Their zero-tolerance approach to terrorism is grounded in experience, not rhetoric. Cooperation in intelligence sharing, counter-terror training, urban security and aviation protection has become a critical component of India’s internal security framework. Against this backdrop, the attempts by the contemporary Congress leadership to undermine or moralise India-Israel relations are problematic. Statements and op-eds by leaders such as Sonia Gandhi and remarks by Priyanka Gandhi branding Israel in extreme terms reflect a continuation of the Congress party’s old reflexes – substituting strategic realism with ideological grandstanding.
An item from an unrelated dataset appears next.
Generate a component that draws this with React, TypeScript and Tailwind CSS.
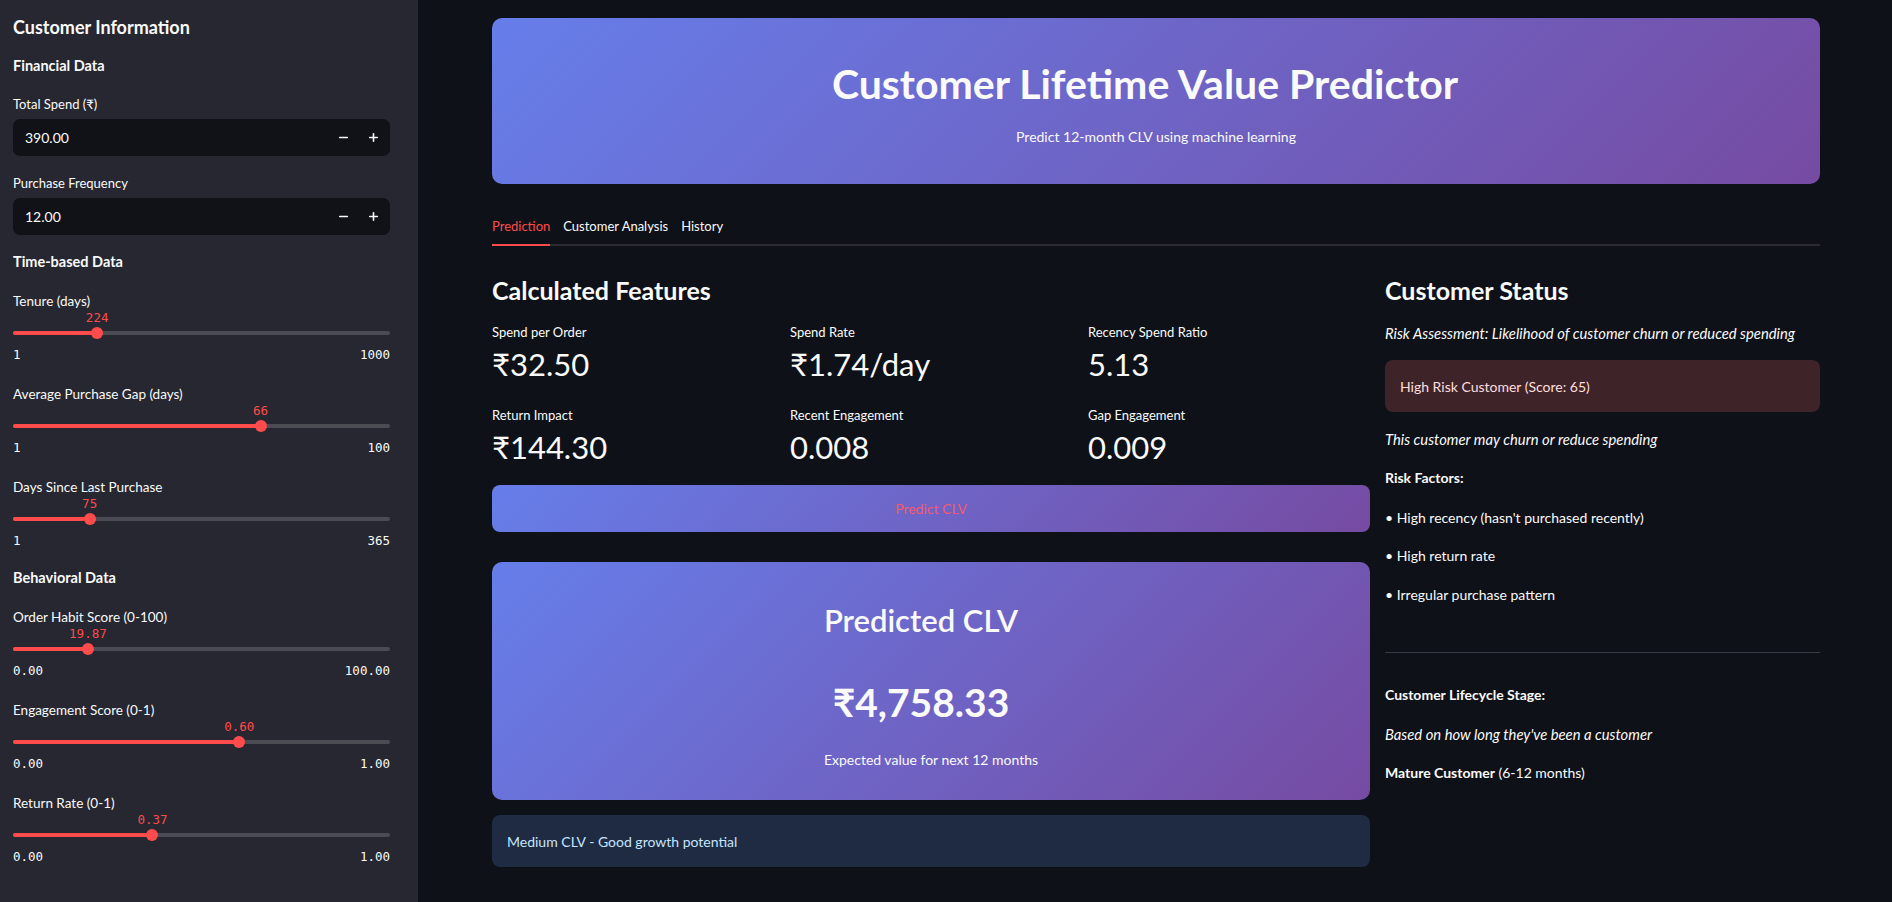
import { Minus, Plus } from "lucide-react"

const font = { fontFamily: "Lato, 'Noto Sans', 'DejaVu Sans', sans-serif" }
const mono = { fontFamily: "'DejaVu Sans Mono', 'Liberation Mono', monospace" }

function NumberInput({ label, value }: { label: string; value: string }) {
  return (
    <div className="mt-[17px] first:mt-0">
      <div className="h-[20px] text-[13px] leading-[20px]">{label}</div>
      <div className="mt-[5px] flex h-[37px] items-center rounded-[7px] bg-[#111218] pl-[12px] pr-[10px]">
        <span className="flex-1 text-[14px]">{value}</span>
        <Minus className="h-[13px] w-[13px]" strokeWidth={3} />
        <Plus className="ml-[17px] h-[13px] w-[13px]" strokeWidth={3} />
      </div>
    </div>
  )
}

function Slider({ label, value, min, max, pct }: { label: string; value: string; min: string; max: string; pct: number }) {
  return (
    <div className="mt-[17px]">
      <div className="h-[20px] pt-[2px] text-[13.5px] leading-[20px]">{label}</div>
      <div className="relative h-[16px]">
        <span
          className="absolute top-[1px] -translate-x-1/2 text-[12.5px] leading-[16px] text-[#ff4b4b]"
          style={{ ...mono, left: `${pct}%` }}
        >
          {value}
        </span>
      </div>
      <div className="relative flex h-[16px] items-center">
        <div className="h-[4px] w-full rounded-full bg-[#4a4b53]">
          <div className="h-full rounded-full bg-[#ff4b4b]" style={{ width: `${pct}%` }} />
        </div>
        <div
          className="absolute top-1/2 h-[12px] w-[12px] -translate-x-1/2 -translate-y-1/2 rounded-full bg-[#ff4b4b]"
          style={{ left: `${pct}%` }}
        />
      </div>
      <div className="mt-[4px] flex h-[20px] items-center justify-between text-[12.5px]" style={mono}>
        <span>{min}</span>
        <span>{max}</span>
      </div>
    </div>
  )
}

function Metric({ label, value }: { label: string; value: string }) {
  return (
    <div>
      <div className="h-[20px] text-[13px] leading-[20px]">{label}</div>
      <div className="h-[44px] text-[31px] leading-[44px]">{value}</div>
    </div>
  )
}

export default function App() {
  return (
    <div className="flex min-h-screen bg-[#0e1117] text-[#fafafa]" style={font}>
      <aside className="w-[418px] shrink-0 bg-[#262730] pb-[40px] pl-[13px] pr-[28px] pt-[13px]">
        <h2 className="h-[28px] text-[18px] font-bold leading-[28px]">Customer Information</h2>
        <h3 className="mt-[15px] h-[20px] text-[14.5px] font-bold leading-[20px]">Financial Data</h3>
        <div className="mt-[18px]">
          <NumberInput label="Total Spend (₹)" value="390.00" />
          <NumberInput label="Purchase Frequency" value="12.00" />
        </div>
        <h3 className="mt-[17px] h-[20px] text-[14.5px] font-bold leading-[20px]">Time-based Data</h3>
        <div className="mt-[2px]">
          <Slider label="Tenure (days)" value="224" min="1" max="1000" pct={22.32} />
          <Slider label="Average Purchase Gap (days)" value="66" min="1" max="100" pct={65.66} />
          <Slider label="Days Since Last Purchase" value="75" min="1" max="365" pct={20.33} />
        </div>
        <h3 className="mt-[17px] h-[20px] text-[14.5px] font-bold leading-[20px]">Behavioral Data</h3>
        <div className="mt-[3px]">
          <Slider label="Order Habit Score (0-100)" value="19.87" min="0.00" max="100.00" pct={19.87} />
          <Slider label="Engagement Score (0-1)" value="0.60" min="0.00" max="1.00" pct={60} />
          <Slider label="Return Rate (0-1)" value="0.37" min="0.00" max="1.00" pct={37} />
        </div>
      </aside>

      <main className="min-w-0 flex-1 pb-[30px] pl-[74px] pr-[72px] pt-[18px]">
        <section className="flex h-[166px] flex-col items-center rounded-[10px] bg-[linear-gradient(135deg,#667eea_0%,#764ba2_100%)] pt-[41px]">
          <h1 className="pr-[22px] text-[41px] font-bold leading-[50px]">Customer Lifetime Value Predictor</h1>
          <p className="mt-[18px] text-[14px] leading-[20px]">Predict 12-month CLV using machine learning</p>
        </section>

        <nav className="mt-[32px] flex gap-[13px] border-b-2 border-[#2a2b33] text-[13px]">
          <div className="-mb-[2px] border-b-2 border-[#ff4b4b] pb-[8px] leading-[20px] text-[#ff4b4b]">Prediction</div>
          <div className="pb-[8px] leading-[20px]">Customer Analysis</div>
          <div className="pb-[8px] leading-[20px]">History</div>
        </nav>

        <div className="mt-[26px] flex gap-[15px]">
          <div className="w-[878px] shrink-0">
            <h2 className="h-[36px] text-[25px] font-bold leading-[36px]">Calculated Features</h2>
            <div className="mt-[14px] grid grid-cols-3 gap-x-[16px] gap-y-[19px]">
              <Metric label="Spend per Order" value="₹32.50" />
              <Metric label="Spend Rate" value="₹1.74/day" />
              <Metric label="Recency Spend Ratio" value="5.13" />
              <Metric label="Return Impact" value="₹144.30" />
              <Metric label="Recent Engagement" value="0.008" />
              <Metric label="Gap Engagement" value="0.009" />
            </div>
            <button className="mt-[16px] flex h-[47px] w-full items-center justify-center rounded-[8px] bg-[linear-gradient(135deg,#667eea_0%,#764ba2_100%)] text-[14px] text-[#f55a6e]">
              Predict CLV
            </button>
            <div className="mt-[30px] flex h-[238px] flex-col items-center rounded-[10px] bg-[linear-gradient(135deg,#667eea_0%,#764ba2_100%)] pt-[38px]">
              <div className="pr-[20px] text-[31px] font-semibold leading-[40px]">Predicted CLV</div>
              <div className="mt-[40px] pr-[20px] text-[39px] font-bold leading-[44px]">₹4,758.33</div>
              <div className="mt-[26px] text-[14px] leading-[20px]">Expected value for next 12 months</div>
            </div>
            <div className="mt-[15px] flex h-[52px] items-center rounded-[8px] bg-[#1e2b42] px-[15px] text-[14px] text-[#c7e5ff]">
              Medium CLV - Good growth potential
            </div>
          </div>

          <div className="min-w-0 flex-1">
            <h2 className="h-[36px] text-[25px] font-bold leading-[36px]">Customer Status</h2>
            <p className="mt-[15px] text-[14.8px] italic leading-[20px]">Risk Assessment: Likelihood of customer churn or reduced spending</p>
            <div className="mt-[17px] flex h-[52px] items-center rounded-[8px] bg-[#3e2428] px-[15px] text-[14px] text-[#ffdede]">
              High Risk Customer (Score: 65)
            </div>
            <p className="mt-[17px] text-[14.8px] italic leading-[20px]">This customer may churn or reduce spending</p>
            <p className="mt-[19px] text-[14px] font-bold leading-[20px]">Risk Factors:</p>
            <p className="mt-[20px] text-[14px] leading-[20px]">• High recency (hasn't purchased recently)</p>
            <p className="mt-[18px] text-[14px] leading-[20px]">• High return rate</p>
            <p className="mt-[19px] text-[14px] leading-[20px]">• Irregular purchase pattern</p>
            <hr className="mt-[47px] border-t border-[#3a3b44]" />
            <p className="mt-[32px] text-[14px] font-bold leading-[20px]">Customer Lifecycle Stage:</p>
            <p className="mt-[19px] text-[14.8px] italic leading-[20px]">Based on how long they've been a customer</p>
            <p className="mt-[19px] text-[14px] leading-[20px]">
              <span className="font-bold">Mature Customer</span> (6-12 months)
            </p>
          </div>
        </div>
      </main>
    </div>
  )
}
Foreign policy, especially one involving a partner as critical as Israel, cannot be shaped by fashionable global narratives or domestic political signalling. India’s national interest is far too serious to be subordinated to selective outrage or imported moral frameworks. PM Modi’s visit to Israel, therefore, is significant not merely for the agreements it may yield or the meetings it will host, but for what it represents: an India confident enough to pursue its interests openly, balance principle with pragmatism, and build partnerships rooted in trust rather than inhibition.

India and Israel today are not allies of convenience. They are strategic partners bound by shared experiences, complementary strengths and mutual respect. As two resilient democracies shaped by adversity and driven by innovation, their partnership is not just relevant – it is indispensable to India’s security, technological future, and global standing.